Short exercise → Your copy of the material must match it exactly, except that pictures are dropped.

Entries supplied →

________________________________________

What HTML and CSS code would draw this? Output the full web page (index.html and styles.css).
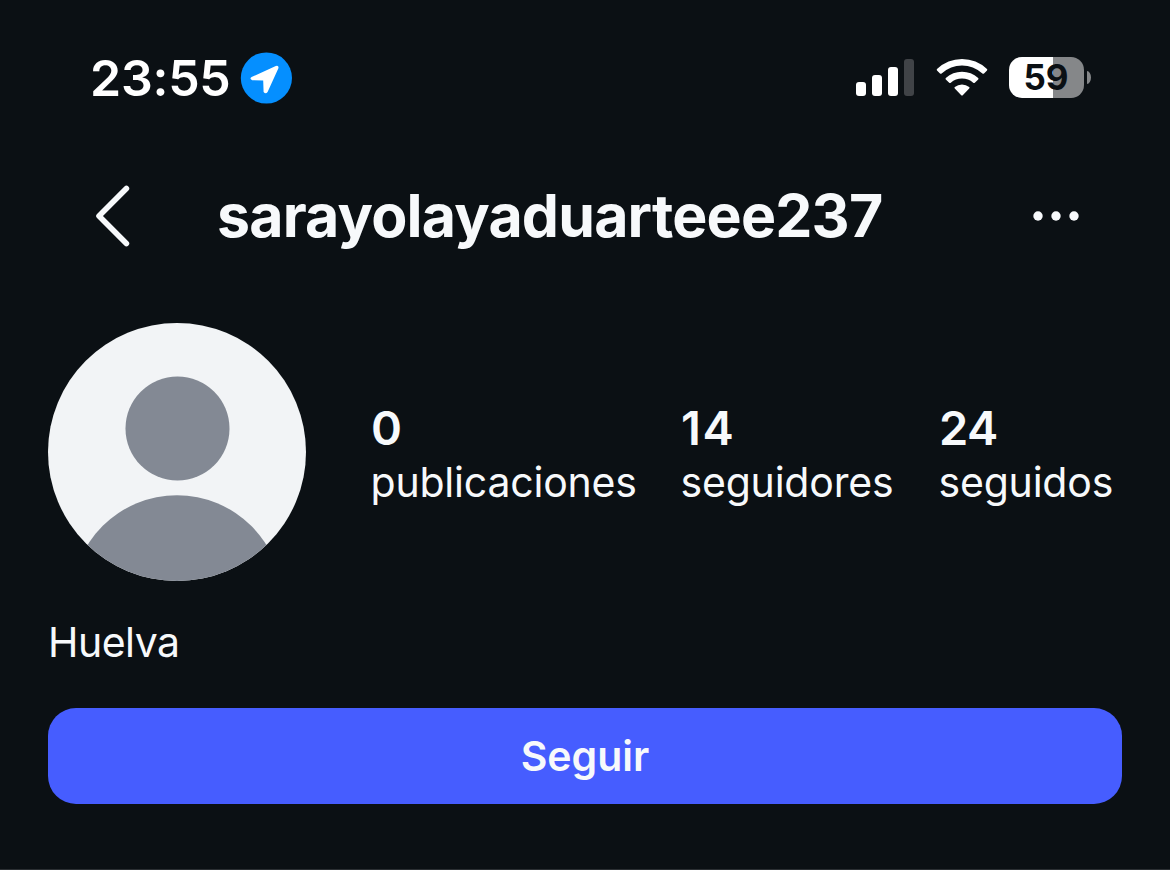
FILE: index.html
```html
<!DOCTYPE html>
<html lang="es">
<head>
<meta charset="utf-8">
<title>sarayolayaduarteee237</title>
<link rel="stylesheet" href="styles.css">
</head>
<body>
<div class="screen">
  <div class="status">
    <span class="time">23:55</span>
    <svg class="location" width="52" height="52" viewBox="0 0 52 52">
      <circle cx="26.4" cy="26" r="25.6" fill="#058fff"/>
      <path d="M11.6 25 L35.8 13.9 Q39 13 38.4 16.2 L27.6 40 Q25.6 42.4 23.6 40 L23.2 28.6 L12.2 28.2 Q9 26.8 11.6 25Z" fill="#fff"/>
    </svg>
    <svg class="signal" width="58" height="38" viewBox="0 0 58 38">
      <rect x="0" y="24" width="10" height="14" rx="3" fill="#fff"/>
      <rect x="16" y="17" width="10" height="21" rx="3" fill="#fff"/>
      <rect x="32" y="9" width="10" height="29" rx="3" fill="#fff"/>
      <rect x="48" y="1" width="10" height="37" rx="3" fill="#404347"/>
    </svg>
    <svg class="wifi" width="52" height="38" viewBox="0 0 52 38">
      <path d="M1 11 Q11.6 1 26 1 T51 11 Q51.6 11.7 51 12.4 L48 15.4 Q47.2 16 46.4 15.4 Q37.4 7.4 26 7.4 T5.6 15.4 Q4.8 16 4 15.4 L1 12.4 Q.4 11.7 1 11Z" fill="#fff"/>
      <path d="M9.8 20 Q16.8 13.8 26 13.8 T42.2 20 Q42.8 20.7 42.2 21.4 L38.8 24.8 Q38 25.4 37.2 24.8 Q32.4 20.6 26 20.6 T14.8 24.8 Q14 25.4 13.2 24.8 L9.8 21.4 Q9.2 20.7 9.8 20Z" fill="#fff"/>
      <path d="M18.8 29 Q22 26.4 26 26.4 T33.2 29 Q34 29.7 33.2 30.5 L27 37 Q26 38 25 37 L18.8 30.5 Q18 29.7 18.8 29Z" fill="#fff"/>
    </svg>
    <div class="battery">59</div>
    <div class="nub"></div>
  </div>

  <div class="nav">
    <svg class="back" width="36" height="62" viewBox="0 0 36 62">
      <path d="M31.4 3.5 L4 31 L31.4 58.5" fill="none" stroke="#f7f9fb" stroke-width="5.6" stroke-linecap="round" stroke-linejoin="round"/>
    </svg>
    <h1 class="username">sarayolayaduarteee237</h1>
    <svg class="more" width="46" height="10" viewBox="0 0 46 10">
      <circle cx="5" cy="5" r="4.7"/><circle cx="23" cy="5" r="4.7"/><circle cx="41" cy="5" r="4.7"/>
    </svg>
  </div>

  <div class="profile">
    <svg class="avatar" width="258" height="258" viewBox="0 0 258 258">
      <clipPath id="round"><circle cx="129" cy="129" r="129"/></clipPath>
      <g clip-path="url(#round)">
        <rect width="258" height="258" fill="#f2f4f6"/>
        <circle cx="129.5" cy="105.5" r="52" fill="#838994"/>
        <circle cx="129" cy="277.5" r="105.3" fill="#838994"/>
      </g>
    </svg>
    <div class="stats">
      <div class="stat"><b>0</b><span>publicaciones</span></div>
      <div class="stat"><b class="wide">14</b><span>seguidores</span></div>
      <div class="stat"><b>24</b><span>seguidos</span></div>
    </div>
  </div>

  <p class="bio">Huelva</p>
  <button class="follow">Seguir</button>
</div>
</body>
</html>
```
FILE: styles.css
```css
* { box-sizing: border-box; }
body { margin: 0; background: #0b1014; }
.screen {
  width: 1170px;
  height: 870px;
  padding: 48px 48px 0;
  display: flex;
  flex-direction: column;
  background: #0b1014;
  border-bottom: 1px solid #2b2f33;
  color: #f7f9fb;
  font-family: Inter, "Liberation Sans", sans-serif;
  overflow: hidden;
}
svg { display: block; flex: none; }

.status { height: 60px; display: flex; align-items: center; padding-left: 42px; color: #fff; }
.time { width: 150px; font-size: 50px; font-weight: 600; line-height: 60px; letter-spacing: -0.25px; white-space: nowrap; }
.signal { margin: 0 0 2px 564px; }
.wifi { margin: 0 0 2px 21.5px; }
.battery {
  width: 75px;
  height: 41px;
  margin: 0 0 1px 21.5px;
  border-radius: 13px;
  background: linear-gradient(90deg, #fff 44px, #858789 44px);
  color: #0b1014;
  font-size: 35px;
  font-weight: 700;
  line-height: 41px;
  text-align: center;
  text-indent: -1px;
}
.nub { width: 4px; height: 13px; margin: 0 0 1px 3px; border-radius: 0 4px 4px 0 / 0 6.5px 6.5px 0; background: #858789; }

.nav { height: 80px; margin-top: 68px; display: flex; align-items: center; padding-left: 47px; }
.username { margin: 0 0 0 86px; width: 729px; font-size: 59px; font-weight: 700; line-height: 80px; letter-spacing: -0.8px; white-space: nowrap; }
.more { margin-left: 87px; fill: #f7f9fb; }

.profile { margin-top: 67px; height: 258px; display: flex; align-items: center; }
.stats { margin: 6px 0 0 65px; display: grid; grid-template-columns: 310px 258px 183px; }
.stat { display: flex; flex-direction: column; line-height: 54px; white-space: nowrap; }
.stat b { font-size: 47px; font-weight: 600; letter-spacing: -0.6px; }
.stat .wide { letter-spacing: 1.6px; }
.stat span { margin-left: -0.5px; font-size: 41px; letter-spacing: -0.2px; }

.bio { margin: 34px 0 0; font-size: 41px; line-height: 54px; letter-spacing: -0.5px; }
.follow {
  margin-top: 39px;
  height: 96px;
  padding: 0;
  border: 0;
  border-radius: 28px;
  background: #465dff;
  color: #f7f9fb;
  font: 600 41px/96px Inter, "Liberation Sans", sans-serif;
}
```
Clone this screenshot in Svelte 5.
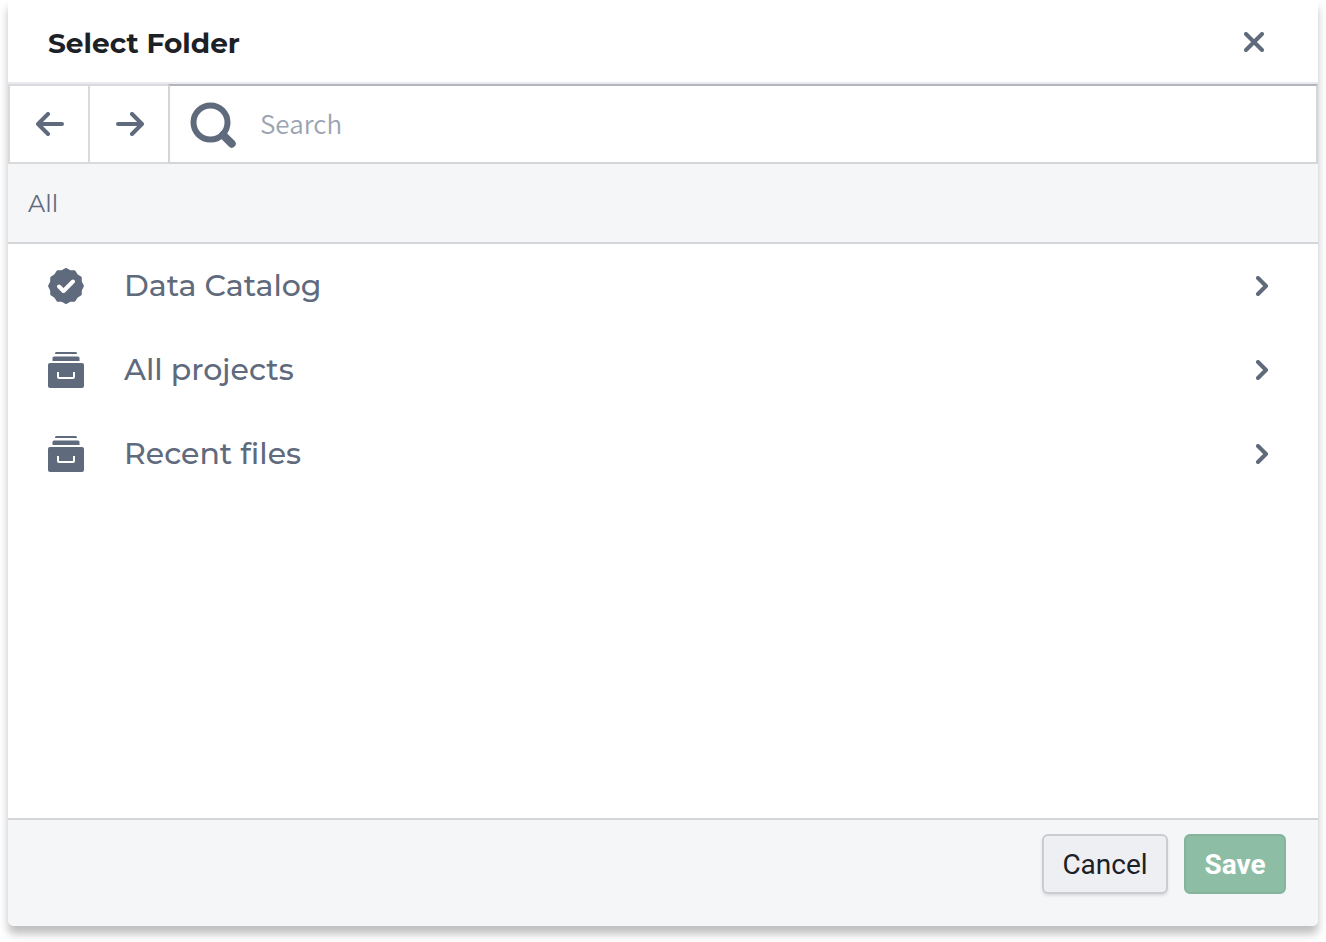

________________________________________

Exercise answer →
What HTML and CSS code would draw this? Output the full web page (index.html and styles.css).
FILE: index.html
```html
<!DOCTYPE html>
<html lang="es">
<head>
<meta charset="utf-8">
<title>sarayolayaduarteee237</title>
<link rel="stylesheet" href="styles.css">
</head>
<body>
<div class="screen">
  <div class="status">
    <span class="time">23:55</span>
    <svg class="location" width="52" height="52" viewBox="0 0 52 52">
      <circle cx="26.4" cy="26" r="25.6" fill="#058fff"/>
      <path d="M11.6 25 L35.8 13.9 Q39 13 38.4 16.2 L27.6 40 Q25.6 42.4 23.6 40 L23.2 28.6 L12.2 28.2 Q9 26.8 11.6 25Z" fill="#fff"/>
    </svg>
    <svg class="signal" width="58" height="38" viewBox="0 0 58 38">
      <rect x="0" y="24" width="10" height="14" rx="3" fill="#fff"/>
      <rect x="16" y="17" width="10" height="21" rx="3" fill="#fff"/>
      <rect x="32" y="9" width="10" height="29" rx="3" fill="#fff"/>
      <rect x="48" y="1" width="10" height="37" rx="3" fill="#404347"/>
    </svg>
    <svg class="wifi" width="52" height="38" viewBox="0 0 52 38">
      <path d="M1 11 Q11.6 1 26 1 T51 11 Q51.6 11.7 51 12.4 L48 15.4 Q47.2 16 46.4 15.4 Q37.4 7.4 26 7.4 T5.6 15.4 Q4.8 16 4 15.4 L1 12.4 Q.4 11.7 1 11Z" fill="#fff"/>
      <path d="M9.8 20 Q16.8 13.8 26 13.8 T42.2 20 Q42.8 20.7 42.2 21.4 L38.8 24.8 Q38 25.4 37.2 24.8 Q32.4 20.6 26 20.6 T14.8 24.8 Q14 25.4 13.2 24.8 L9.8 21.4 Q9.2 20.7 9.8 20Z" fill="#fff"/>
      <path d="M18.8 29 Q22 26.4 26 26.4 T33.2 29 Q34 29.7 33.2 30.5 L27 37 Q26 38 25 37 L18.8 30.5 Q18 29.7 18.8 29Z" fill="#fff"/>
    </svg>
    <div class="battery">59</div>
    <div class="nub"></div>
  </div>

  <div class="nav">
    <svg class="back" width="36" height="62" viewBox="0 0 36 62">
      <path d="M31.4 3.5 L4 31 L31.4 58.5" fill="none" stroke="#f7f9fb" stroke-width="5.6" stroke-linecap="round" stroke-linejoin="round"/>
    </svg>
    <h1 class="username">sarayolayaduarteee237</h1>
    <svg class="more" width="46" height="10" viewBox="0 0 46 10">
      <circle cx="5" cy="5" r="4.7"/><circle cx="23" cy="5" r="4.7"/><circle cx="41" cy="5" r="4.7"/>
    </svg>
  </div>

  <div class="profile">
    <svg class="avatar" width="258" height="258" viewBox="0 0 258 258">
      <clipPath id="round"><circle cx="129" cy="129" r="129"/></clipPath>
      <g clip-path="url(#round)">
        <rect width="258" height="258" fill="#f2f4f6"/>
        <circle cx="129.5" cy="105.5" r="52" fill="#838994"/>
        <circle cx="129" cy="277.5" r="105.3" fill="#838994"/>
      </g>
    </svg>
    <div class="stats">
      <div class="stat"><b>0</b><span>publicaciones</span></div>
      <div class="stat"><b class="wide">14</b><span>seguidores</span></div>
      <div class="stat"><b>24</b><span>seguidos</span></div>
    </div>
  </div>

  <p class="bio">Huelva</p>
  <button class="follow">Seguir</button>
</div>
</body>
</html>
```
FILE: styles.css
```css
* { box-sizing: border-box; }
body { margin: 0; background: #0b1014; }
.screen {
  width: 1170px;
  height: 870px;
  padding: 48px 48px 0;
  display: flex;
  flex-direction: column;
  background: #0b1014;
  border-bottom: 1px solid #2b2f33;
  color: #f7f9fb;
  font-family: Inter, "Liberation Sans", sans-serif;
  overflow: hidden;
}
svg { display: block; flex: none; }

.status { height: 60px; display: flex; align-items: center; padding-left: 42px; color: #fff; }
.time { width: 150px; font-size: 50px; font-weight: 600; line-height: 60px; letter-spacing: -0.25px; white-space: nowrap; }
.signal { margin: 0 0 2px 564px; }
.wifi { margin: 0 0 2px 21.5px; }
.battery {
  width: 75px;
  height: 41px;
  margin: 0 0 1px 21.5px;
  border-radius: 13px;
  background: linear-gradient(90deg, #fff 44px, #858789 44px);
  color: #0b1014;
  font-size: 35px;
  font-weight: 700;
  line-height: 41px;
  text-align: center;
  text-indent: -1px;
}
.nub { width: 4px; height: 13px; margin: 0 0 1px 3px; border-radius: 0 4px 4px 0 / 0 6.5px 6.5px 0; background: #858789; }

.nav { height: 80px; margin-top: 68px; display: flex; align-items: center; padding-left: 47px; }
.username { margin: 0 0 0 86px; width: 729px; font-size: 59px; font-weight: 700; line-height: 80px; letter-spacing: -0.8px; white-space: nowrap; }
.more { margin-left: 87px; fill: #f7f9fb; }

.profile { margin-top: 67px; height: 258px; display: flex; align-items: center; }
.stats { margin: 6px 0 0 65px; display: grid; grid-template-columns: 310px 258px 183px; }
.stat { display: flex; flex-direction: column; line-height: 54px; white-space: nowrap; }
.stat b { font-size: 47px; font-weight: 600; letter-spacing: -0.6px; }
.stat .wide { letter-spacing: 1.6px; }
.stat span { margin-left: -0.5px; font-size: 41px; letter-spacing: -0.2px; }

.bio { margin: 34px 0 0; font-size: 41px; line-height: 54px; letter-spacing: -0.5px; }
.follow {
  margin-top: 39px;
  height: 96px;
  padding: 0;
  border: 0;
  border-radius: 28px;
  background: #465dff;
  color: #f7f9fb;
  font: 600 41px/96px Inter, "Liberation Sans", sans-serif;
}
```
Clone this screenshot in Svelte 5.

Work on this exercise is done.